Singh and two other directors have resigned from Zilingo’s board in recent weeks. Sequoia India’s Sandeep Kher took over his director post at Zilingo.
Sequoia India posted an unusual mea culpa on its website on Sunday, following troubles at several of its startups including Zilingo.
“We usually stand shoulder to shoulder with our founders during hard times. But on some rare occasions, we wake up feeling disappointed. Our worst days are when we hear about breaches of integrity or ethics in the portfolio. This is the stuff that pains us deeply. And it’s time we speak about this,” said the post, which did not name any individual partners and was attributed only to “Team Sequoia.”
“Recently some portfolio founders have been under investigation for potential fraudulent practices or poor governance. These allegations are deeply disturbing,” it read. “We need some guardrails that we, as an ecosystem, sign up to, so that a few errant founders don’t create big setbacks for the wider ecosystem at large.”
Sequoia’s Singh had raised the idea of replacing Bose as far back as January of 2021 and had suggested Ananth Narayanan, the former chief executive officer (CEO) of Myntra, as a successor, the Morning Context reported earlier. Bose, who had worked at Sequoia before co-founding Zilingo, fought back against that idea.
Bose has made the case that Sequoia and other investors are now using the pretext of accounting to oust her unfairly. At least some of the bookkeeping practices at Zilingo are technical decisions that are typically considered judgment calls at startups.
One example is how a startup accounts for revenue when it provides substantial incentives to customers. If, for example, a customer gets a 50% discount on a $100 dress, the company may count that as $100 in revenue and $50 in expenses, effectively making its revenue look bigger. A more conservative approach would be to book only $50 in revenue.
Zilingo has made similar accounting decisions that make its revenue look larger, but Bose has argued the company’s finance department is primarily responsible for such moves, the person said.
The board has argued that as Zilingo emerges from the Covid downturn it is better to press the reset button with a new chief executive officer, one person said.
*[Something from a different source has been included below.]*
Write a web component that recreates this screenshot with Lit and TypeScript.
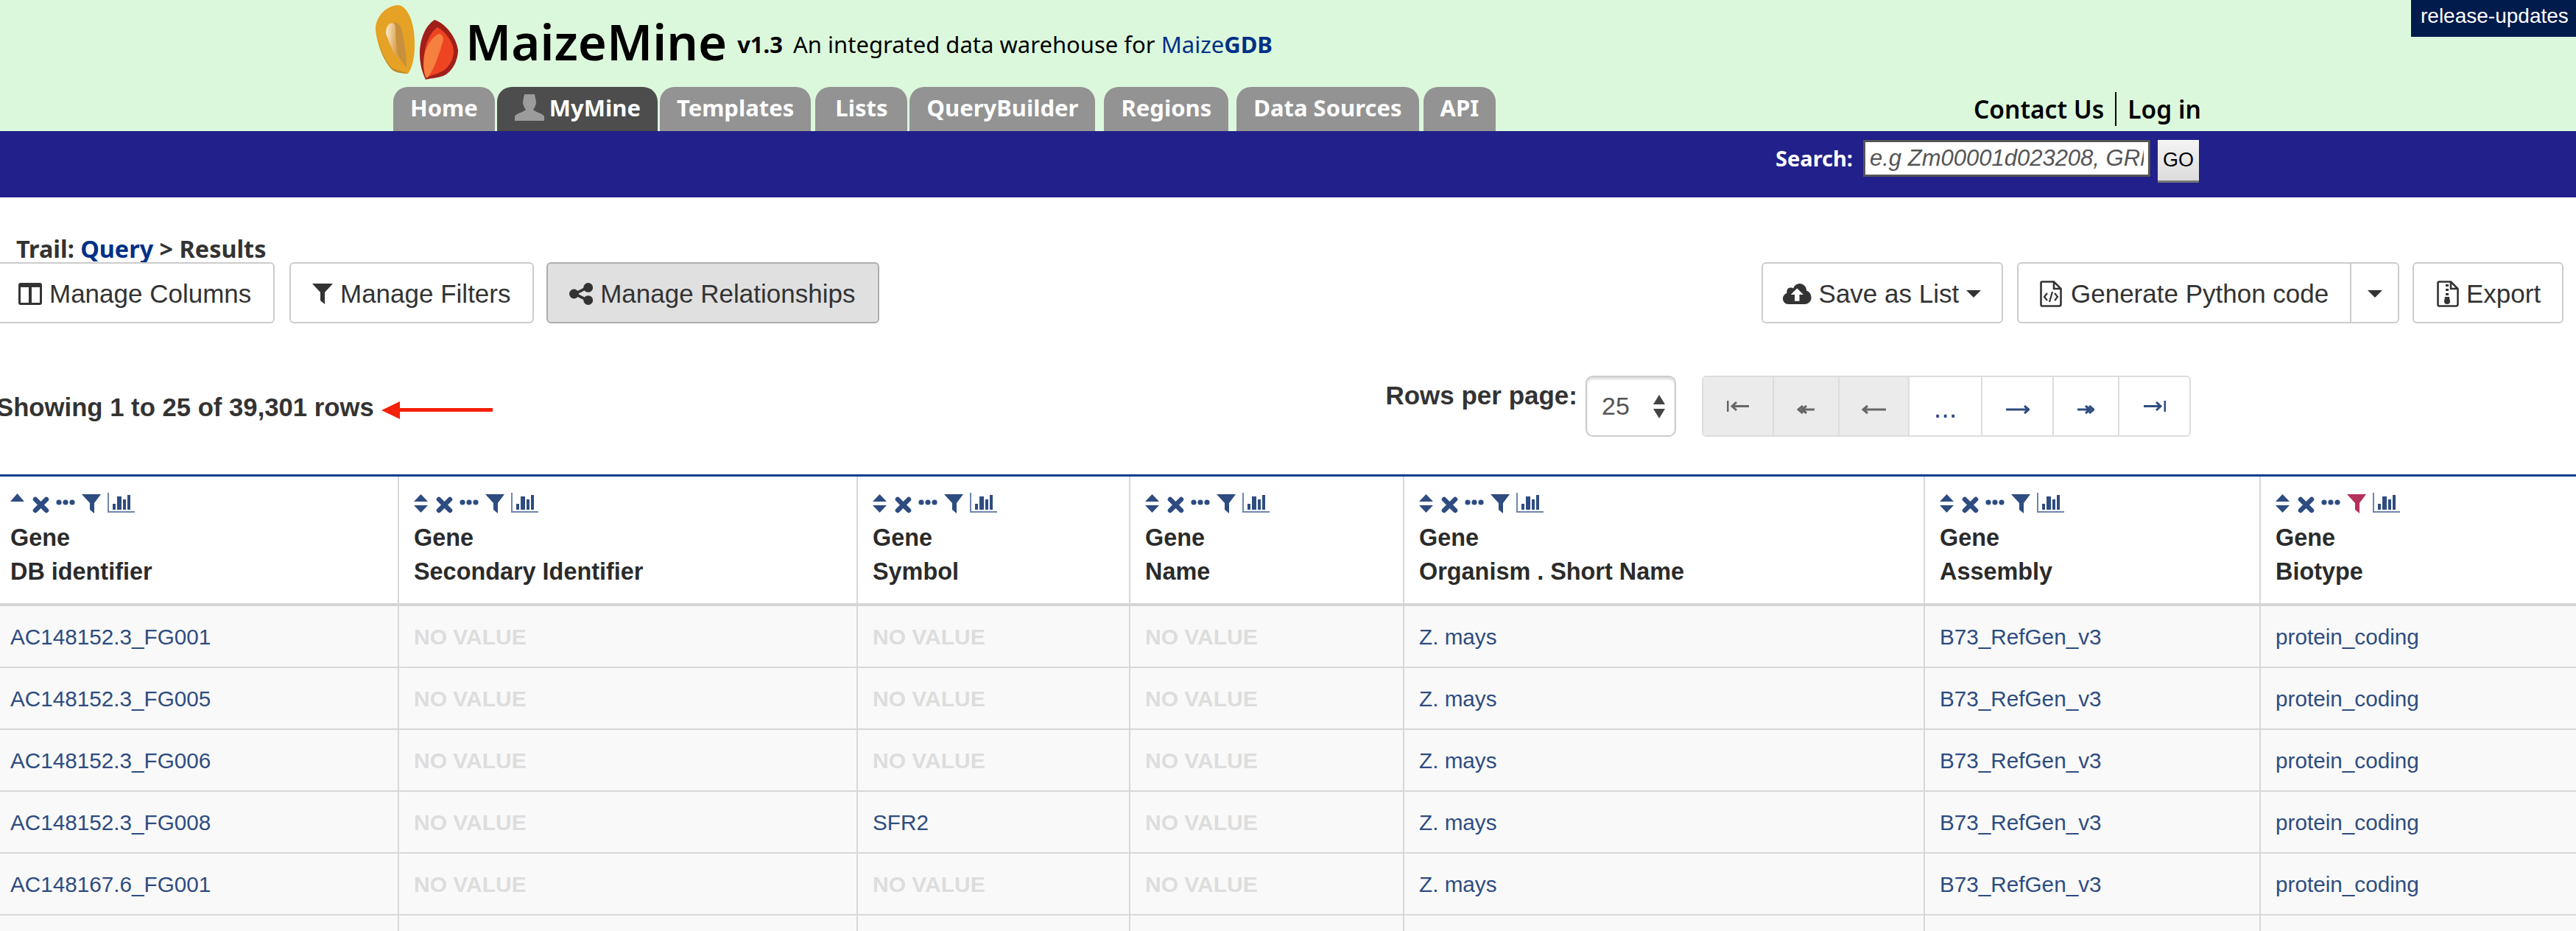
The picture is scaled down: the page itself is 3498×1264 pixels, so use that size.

While Bose feels loyalty to many employees at the company, she has grown disappointed that directors have not backed her with sufficient support, another person said.
“I’m committed to, above all, acting in the interests of all of our customers, our hundreds of employees, our shareholders and their LPs and together with the cooperation of the board, we will find the most constructive path forward,” Bose said in her statement, the first she has made since the investigation began. “I hope that the media and social media can give us some privacy as we resolve this in the best way possible for the company, its stakeholders and the entire ecosystem.”